>> begin Data entries

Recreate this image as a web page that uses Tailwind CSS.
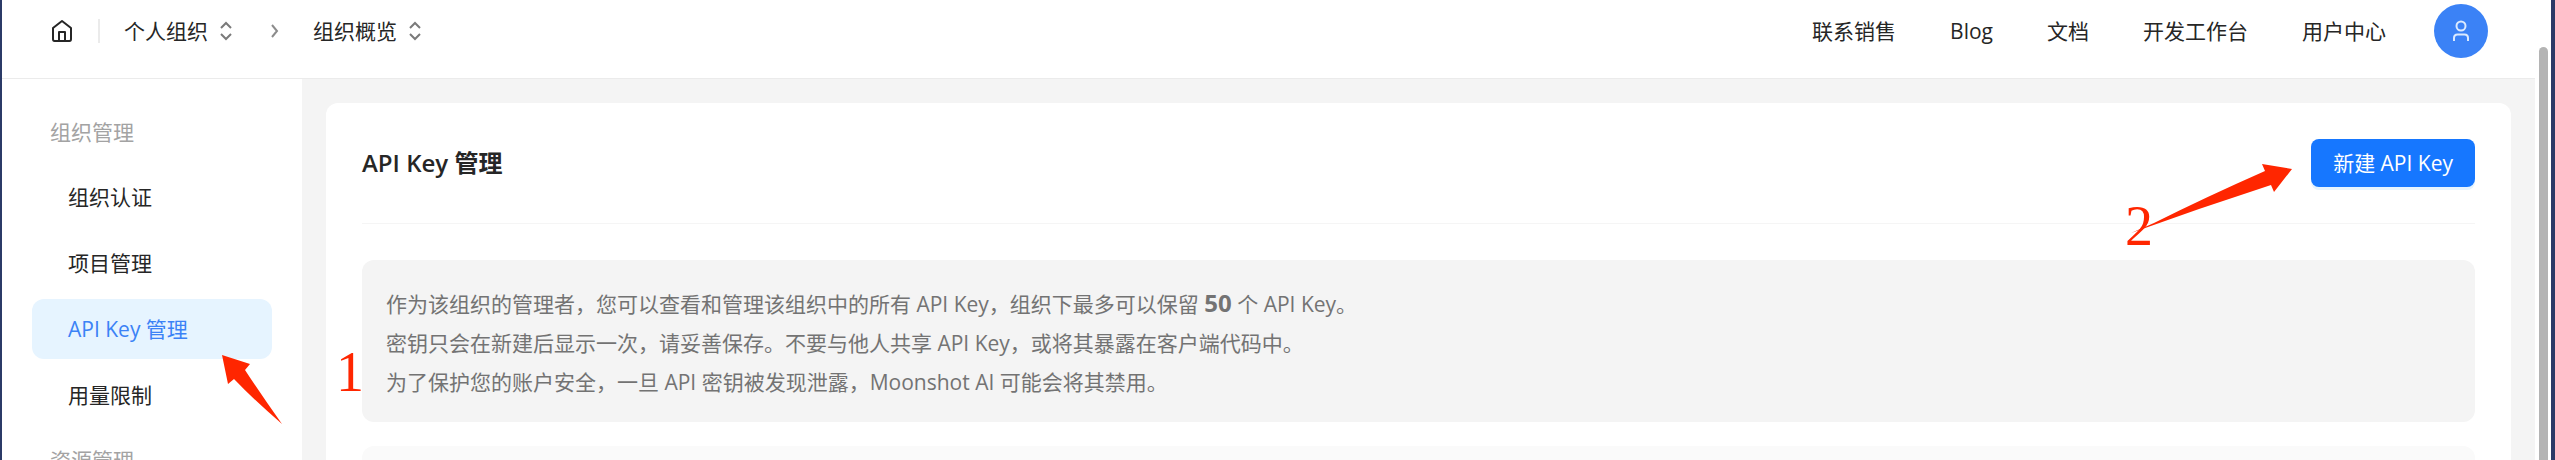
<!DOCTYPE html>
<html lang="zh-CN">
<head>
  <meta charset="UTF-8" />
  <meta name="viewport" content="width=device-width,initial-scale=1" />
  <title>API Key 管理</title>
  <script src="https://cdn.jsdelivr.net/npm/@tailwindcss/browser@4"></script>
</head>
<body class="h-screen overflow-hidden bg-white font-['Open_Sans','Noto_Sans_CJK_SC',sans-serif] text-[21px] leading-[39px] text-[#262626]">
  <div class="relative flex h-full border-l-2 border-r-4 border-[#2b3a67]">
    <div class="flex min-w-0 flex-1 flex-col">

      <!-- Top bar -->
      <header class="flex h-[79px] shrink-0 items-start justify-between border-b border-[#ebebeb] pr-[47px] pl-12">
        <nav class="flex h-[62px] items-center" aria-label="面包屑">
          <a href="#" aria-label="首页">
            <svg class="size-6" viewBox="0 0 24 24" fill="none" stroke="#262626" stroke-width="2" stroke-linejoin="round" aria-hidden="true">
              <path d="M3 9 L12 2 L21 9 V20 Q21 22 19.5 22 H4.5 Q3 22 3 20 Z"/>
              <path d="M9 22 V13 H15 V22"/>
            </svg>
          </a>
          <span class="ml-6 h-6 w-[2px] bg-[#ebebeb]"></span>
          <button class="ml-6 flex items-center gap-3">个人组织
            <svg class="h-5 w-3" viewBox="0 0 12 20" fill="none" stroke="#7a7a7a" stroke-width="2" aria-hidden="true"><path d="M1 7 L6 2 L11 7 M1 13 L6 18 L11 13"/></svg>
          </button>
          <svg class="mr-[34px] ml-[39px] h-4 w-2" viewBox="0 0 8 16" fill="none" stroke="#8c8c8c" stroke-width="2" aria-hidden="true"><path d="M1 2 L6 8 L1 14"/></svg>
          <button class="flex items-center gap-3">组织概览
            <svg class="h-5 w-3" viewBox="0 0 12 20" fill="none" stroke="#7a7a7a" stroke-width="2" aria-hidden="true"><path d="M1 7 L6 2 L11 7 M1 13 L6 18 L11 13"/></svg>
          </button>
        </nav>
        <div class="flex h-[62px] items-center gap-12">
          <nav class="flex items-center gap-[54px]">
            <a href="#">联系销售</a>
            <a href="#" class="font-medium">Blog</a>
            <a href="#">文档</a>
            <a href="#">开发工作台</a>
            <a href="#">用户中心</a>
          </nav>
          <button class="flex size-[54px] items-center justify-center rounded-full bg-[#3b82f6]" aria-label="账户">
            <svg class="h-6 w-5" viewBox="0 0 20 24" fill="none" stroke="#dbeafe" stroke-width="2" aria-hidden="true"><circle cx="10" cy="7" r="4.5"/><path d="M3 22 V19 Q3 15.5 6.500 15.500 H13.5 Q17 15.500 17 19 V22"/></svg>
          </button>
        </div>
      </header>

      <div class="flex min-h-0 flex-1">
        <!-- Sidebar -->
        <aside class="flex w-[300px] shrink-0 flex-col overflow-hidden px-[30px] pt-6">
          <h2 class="flex h-[58px] shrink-0 items-center pl-[18px] text-[#a3a3a3]">组织管理</h2>
          <nav class="flex shrink-0 flex-col gap-[6px] py-[6px]">
            <a href="#" class="flex h-15 items-center rounded-xl pl-9">组织认证</a>
            <a href="#" class="flex h-15 items-center rounded-xl pl-9">项目管理</a>
            <a href="#" class="flex h-15 items-center rounded-xl bg-[#e6f4ff] pl-9 text-[#3b82f6]">API Key 管理</a>
            <a href="#" class="flex h-15 items-center rounded-xl pl-9">用量限制</a>
          </nav>
          <h2 class="flex h-[58px] shrink-0 items-center pl-[18px] text-[#a3a3a3]">资源管理</h2>
        </aside>

        <!-- Content -->
        <main class="min-w-0 flex-1 overflow-hidden bg-[#f4f4f4] px-6 pt-6">
          <section class="rounded-xl bg-white p-9">
            <div class="flex items-start justify-between border-b border-[#f5f5f5] pb-9">
              <h1 class="flex h-12 items-center text-2xl font-semibold">API Key 管理</h1>
              <button class="h-12 rounded-lg bg-[#1677ff] px-[22px] text-white shadow-[0_3px_0_#e6f4ff]">新建 API Key</button>
            </div>
            <div class="mt-9 rounded-xl bg-[#f4f4f4] px-6 pt-[25px] pb-5 text-[#737373]">
              <p>作为该组织的管理者，您可以查看和管理该组织中的所有 API Key，组织下最多可以保留 <strong class="text-2xl leading-none">50</strong> 个 API Key。</p>
              <p>密钥只会在新建后显示一次，请妥善保存。不要与他人共享 API Key，或将其暴露在客户端代码中。</p>
              <p>为了保护您的账户安全，一旦 API 密钥被发现泄露，Moonshot AI 可能会将其禁用。</p>
            </div>
            <div class="mt-6 h-20 rounded-xl bg-[#fafafa]"></div>
          </section>
        </main>
      </div>
    </div>

    <!-- Scrollbar -->
    <div class="flex w-4 shrink-0 justify-center bg-white pt-[47px]">
      <div class="w-[9px] rounded-t-full bg-[#b4b4b4]"></div>
    </div>

    <!-- Step markers -->
    <svg class="pointer-events-none absolute top-[355px] left-[220px] h-[70px] w-[62px]" viewBox="222 355 62 70" fill="#ff2600" aria-hidden="true">
      <path d="M222 355 L250 364 L245 370 Q262 396 282 424 Q254 400 234 379 L228 384 Z"/>
    </svg>
    <span class="absolute top-[344px] left-[334px] font-['Liberation_Serif',serif] text-[56px] leading-[56px] text-[#ff2600]">1</span>
    <svg class="pointer-events-none absolute top-[160px] right-[258px] h-[74px] w-[162px]" viewBox="2131 160 162 74" fill="#ff2600" aria-hidden="true">
      <path d="M2292 169 L2262 164 L2265 171 Q2206 197 2154 223 L2131 233 Q2200 208 2271 185 L2274 192 Z"/>
    </svg>
    <span class="absolute top-[198px] right-[398px] font-['Liberation_Serif',serif] text-[56px] leading-[56px] text-[#ff2600]">2</span>
  </div>
</body>
</html>
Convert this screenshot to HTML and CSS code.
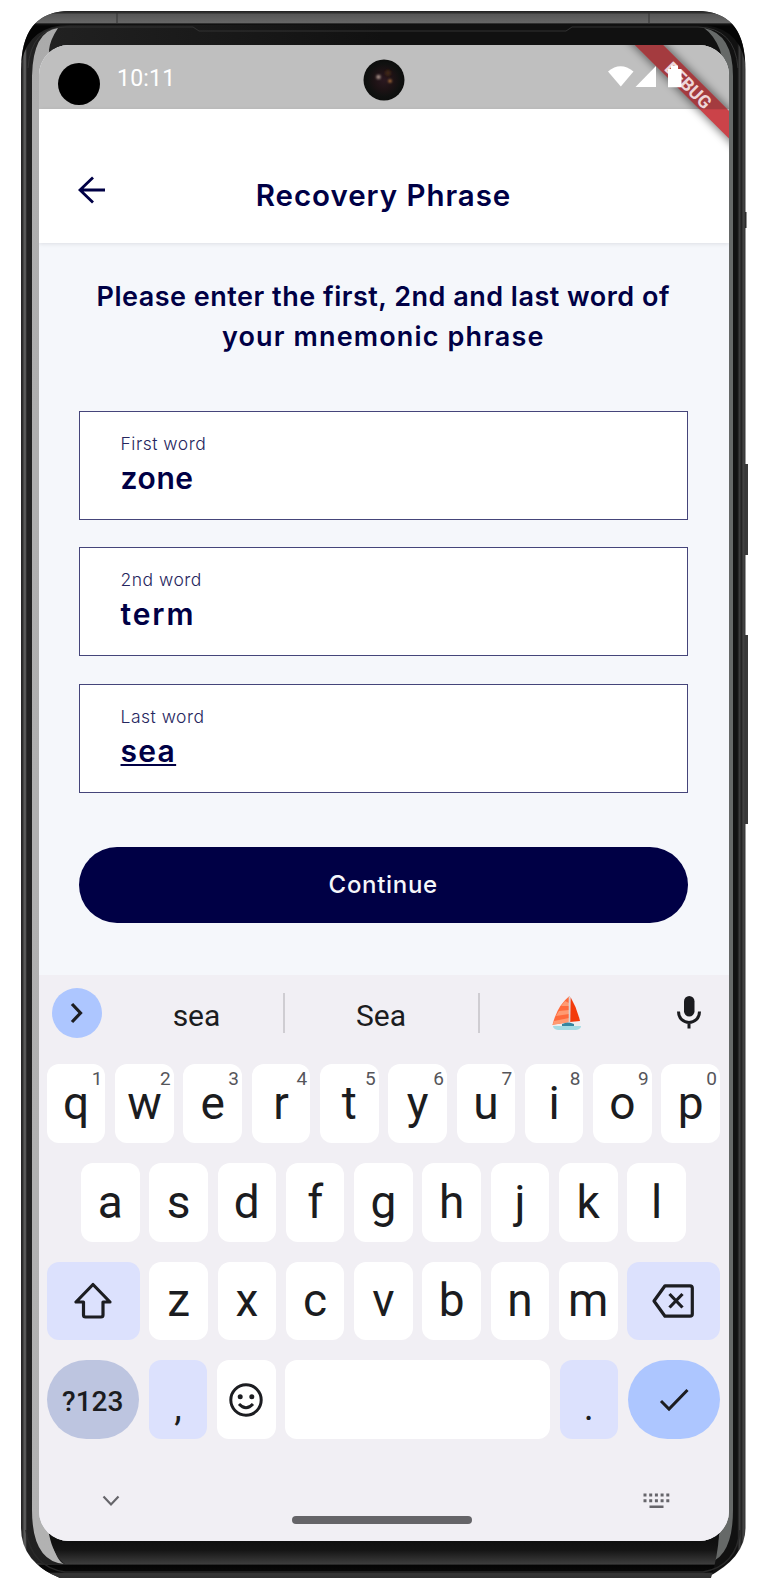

>> end Data entries

Required task: Identify all lines where the word "this" shows up. Copy them.

Reply:
Recreate this image as a web page that uses Tailwind CSS.
Convert this screenshot to HTML and CSS code.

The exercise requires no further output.